That distinction belongs to the 20-17 scrolling across the bottom of their TV screens this morning. As in, Auburn 20, Florida 17. The Gators were No. 4 in the country and were emerging as the heavy favorite to win the Eastern Division. Now, the division can be declared up-for-grabs again.
“It probably makes everybody think it’s more of a free-for-all than it was,” Coach Mark Richt said. “I think everybody feels like they have a realistic chance, and they do.”
Georgia, which is 4-1 overall and 2-1 in the SEC after Saturday’s 45-17 win over Ole Miss, is accustomed to watching the scoreboard at this point in the season. What is unique about this season is how many scores the Bulldogs will have to keep up with. Every team in the Eastern Division save Kentucky has one conference loss.
“It’s not the top two or three (this year),” Richt said. “Everybody is keeping close eyes (on the scoreboard). Now we’re kind of getting into the meat of it. Just about every week from here on in we’re playing each other, so we’re going to learn a lot.”
The best example of that is the winner of Thursday night’s game between No. 8 Kentucky and No. 11 South Carolina in Columbia, S.C., will take the division lead.
The separation between the leagues traditional haves and have-nots is small this season, as the Rebels proved by pushing Georgia around for the three quarters. The Bulldogs were being outplayed until scoring 28 straight points in the final 18:30.
“When everyone plays together, it makes it hard to stop us,” quarterback Matthew Stafford said. “You don’t know who to shut down. If you key on Thomas (Brown) or Knowshon (Moreno) or the receivers, we have other options. This is a good win, it gives us some momentum going into Tennessee.
The Bulldogs play the Volunteers (2-2, 0-1) Saturday at 3:30 p.m. in Neyland Stadium. Tennessee, which has the conference’s most potent passing attack (285.8 yards per game) but its worst scoring defense (37.5 points allowed per game), will have had two weeks to prepare of the game thanks to its open date on Saturday.

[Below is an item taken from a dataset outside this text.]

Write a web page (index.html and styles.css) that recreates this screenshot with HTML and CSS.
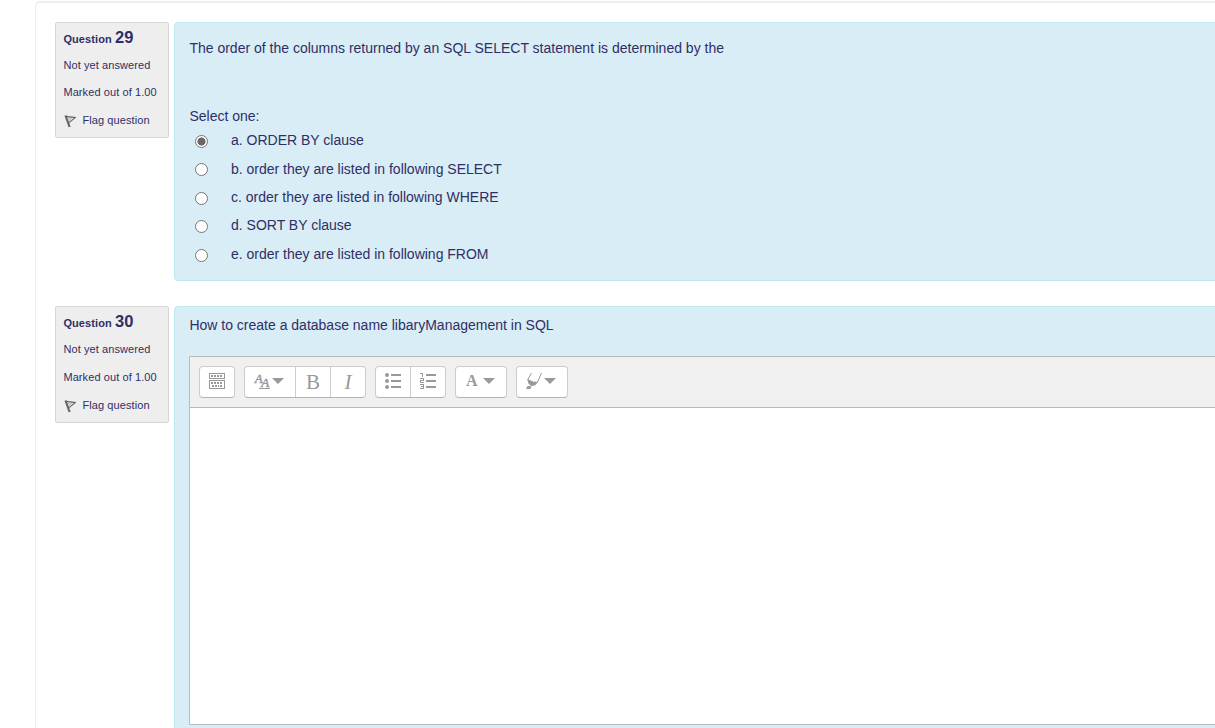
FILE: index.html
```html
<!DOCTYPE html>
<html lang="en">
<head>
<meta charset="utf-8">
<title>Quiz</title>
<link rel="stylesheet" href="styles.css">
</head>
<body>
<main class="region">
  <section class="question">
    <aside class="info">
      <h3 class="no">Question <span class="qno">29</span></h3>
      <div class="state">Not yet answered</div>
      <div class="grade">Marked out of 1.00</div>
      <div class="flag"><svg width="12" height="13" viewBox="0 0 12 13"><path d="M1.5 .5L5.6 12" stroke="#666" stroke-width="2.2" fill="none"/><path d="M2 1.4L11.2 2.6L5 7.6" stroke="#666" stroke-width="1.2" fill="none"/><path d="M4.4 2.8L7.6 3.4L5.4 5.4Z" stroke="#aaa" stroke-width=".7" fill="#eee"/></svg><span>Flag question</span></div>
    </aside>
    <div class="formulation choice">
      <div class="qtext">The order of the columns returned by an SQL SELECT statement is determined by the</div>
      <div class="prompt">Select one:</div>
      <div class="answers">
        <label class="answer"><span class="radio checked"></span><span>a. ORDER BY clause</span></label>
        <label class="answer"><span class="radio"></span><span>b. order they are listed in following SELECT</span></label>
        <label class="answer"><span class="radio"></span><span>c. order they are listed in following WHERE</span></label>
        <label class="answer"><span class="radio"></span><span>d. SORT BY clause</span></label>
        <label class="answer"><span class="radio"></span><span>e. order they are listed in following FROM</span></label>
      </div>
    </div>
  </section>
  <section class="question second">
    <aside class="info">
      <h3 class="no">Question <span class="qno">30</span></h3>
      <div class="state">Not yet answered</div>
      <div class="grade">Marked out of 1.00</div>
      <div class="flag"><svg width="12" height="13" viewBox="0 0 12 13"><path d="M1.5 .5L5.6 12" stroke="#666" stroke-width="2.2" fill="none"/><path d="M2 1.4L11.2 2.6L5 7.6" stroke="#666" stroke-width="1.2" fill="none"/><path d="M4.4 2.8L7.6 3.4L5.4 5.4Z" stroke="#aaa" stroke-width=".7" fill="#eee"/></svg><span>Flag question</span></div>
    </aside>
    <div class="formulation essay">
      <div class="qtext">How to create a database name libaryManagement in SQL</div>
      <div class="editor">
        <div class="toolbar">
          <div class="group"><button class="btn"><svg class="raise" width="16" height="16" viewBox="0 0 16 16" fill="none" stroke="#999" shape-rendering="crispEdges"><path d="M.5 .5h15v5h-15zM.5 7.5h15v8h-15z"/><path d="M2 3h12" stroke-width="2" stroke-dasharray="2 1"/><path d="M2 10h12M3 13h2M6 13h4M11 13h2" stroke-width="2" stroke-dasharray="2 1"/></svg></button></div>
          <div class="group"><button class="btn wide"><svg width="30" height="18" viewBox="0 0 30 18" fill="#999"><g stroke="#999" stroke-width=".5"><text x="0.8" y="10" class="serif slanted" font-size="13">A</text><text x="7.3" y="14" class="serif slanted" font-size="13">A</text></g><path d="M5 15h11v1H5zM18 5h12l-6 6z"/></svg></button><button class="btn"><span class="glyph">B</span></button><button class="btn"><span class="glyph slanted">I</span></button></div>
          <div class="group"><button class="btn"><svg class="raise" width="16" height="16" viewBox="0 0 16 16" fill="#999"><circle cx="2" cy="2" r="2"/><circle cx="2" cy="8" r="2"/><circle cx="2" cy="14" r="2"/><path d="M6 1h10v2H6zM6 7h10v2H6zM6 13h10v2H6z"/></svg></button><button class="btn"><svg class="raise" width="16" height="16" viewBox="0 0 16 16" fill="#999" shape-rendering="crispEdges"><path d="M6 1h10v2H6zM6 7h10v2H6zM6 13h10v2H6z"/><path d="M0 .5h2.5v3.5M0 5.5h3.5v2h-3v2H4M0 11.5h3.5v4H0M1 13.5h3" fill="none" stroke="#999"/></svg></button></div>
          <div class="group"><button class="btn wide"><svg width="30" height="18" viewBox="0 0 30 18" fill="#999"><text x="1" y="13" class="serif" font-weight="bold" font-size="16">A</text><path d="M18 5h12l-6 6z"/></svg></button></div>
          <div class="group"><button class="btn wide"><svg width="30" height="18" viewBox="0 0 30 18" fill="#999"><path d="M1.5 6L7 8.6L12 9L9 12.4L5 13L2.5 10.5ZM1.5 13L5.5 13.2L4.5 16H0Z"/><path d="M5.5 0L1.8 6.5L3.5 11M15.5 0L11.5 9" fill="none" stroke="#999"/><path d="M18 5h12l-6 6z"/></svg></button></div>
        </div>
        <div class="textarea"></div>
      </div>
    </div>
  </section>
</main>
</body>
</html>
```

FILE: styles.css
```css
* { box-sizing: border-box; }
html, body { height: 100%; overflow: hidden; }
body {
  margin: 0;
  padding: 1px 0 0 35px;
  background: #fff;
  color: #2f2f66;
  font: 14px/20px "Liberation Sans", Arial, sans-serif;
}
.region {
  width: 1240px;
  height: 727px;
  padding: 19px 0 0 19px;
  overflow: hidden;
  border: solid #ededed;
  border-width: 2px 0 0 1px;
  border-radius: 5px 0 0 0;
}
.question { display: flex; align-items: flex-start; gap: 5px; }
.second { margin-top: 25px; }
.info {
  width: 114px;
  height: 116px;
  padding: 4px 0 0 7.4px;
  border: 1px solid #d6d6d6;
  border-radius: 2px;
  background: #eee;
  font-size: 11px;
  line-height: 20px;
  letter-spacing: .09px;
  white-space: nowrap;
}
.no { margin: 0; height: 28px; font-size: 11px; line-height: 20px; }
.qno { font-size: 16.5px; }
.state, .grade { height: 27px; }
.flag { display: flex; align-items: flex-start; gap: 6px; padding-left: 1px; }
.flag svg { margin-top: 6px; }
.flag span { padding-top: 1px; }
.second .info { height: 117px; }
.second .state { height: 28px; }
.formulation {
  width: 1080px;
  padding: 15px 0 0 14.4px;
  border: 1px solid #bce8f1;
  border-radius: 4px;
  background: #d9edf6;
}
.choice { height: 259px; }
.prompt { margin-top: 48px; height: 22px; }
.answer { display: flex; height: 28.4px; padding-left: 5.6px; gap: 23px; line-height: 24px; }
.answer:nth-child(2) > :last-child { padding-top: 1px; }
.radio {
  width: 13px;
  height: 13px;
  margin-top: 7px;
  border: 1px solid #767676;
  border-radius: 50%;
  background: #fff;
}
.checked { background: radial-gradient(circle, #686868 0 3.8px, #fff 4.3px); }
.essay { height: 424px; padding: 8px 0 0 14px; }
.essay .qtext { padding-left: .4px; }
.editor { width: 1060px; margin-top: 21px; border: 1px solid #bbb; }
.toolbar {
  display: flex;
  gap: 9px;
  height: 51px;
  padding: 9px;
  border-bottom: 1px solid #bbb;
  background: #f0f0f0;
}
.group {
  display: flex;
  height: 32px;
  border: 1px solid #ccc;
  border-bottom-color: #b3b3b3;
  border-radius: 4px;
  background: #fff;
}
.btn {
  display: flex;
  align-items: center;
  justify-content: center;
  width: 34px;
  height: 30px;
  padding: 0;
  border: 0;
  background: none;
  color: #999;
}
.btn + .btn { width: 35px; border-left: 1px solid #ccc; }
.btn.wide { width: 50px; padding-right: 2px; }
.raise { margin-bottom: 2px; }
.glyph, .serif { font-family: "Liberation Serif", serif; }
.glyph { font-size: 21px; line-height: 28px; }
.slanted { font-style: italic; }
.textarea { height: 316px; background: #fff; }
```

Georgia, which hasn’t lose to Tennessee in Knoxville, Tenn., since 1999, won’t have to worry about scoreboard watching anymore if it doesn’t come away with a victory.
“Only time will tell if (this game) eliminates somebody, but whoever does lose the game I don’t feel like they’ll say, ‘We’re out of it men. Let’s start thinking about our other goals.’ That will not happen because of the mathematics of it all are still there,” Richt said. “It would definitely be a blow, though.” Last year’s Tennessee game was a devastating blow for the Bulldogs. They led 24-7 late in the first half but eventually lost 51-33 and went on to lose three of their next four games.
“That loss certainly stung us pretty good,” Richt said, “and we didn’t recover quickly enough to win some games.”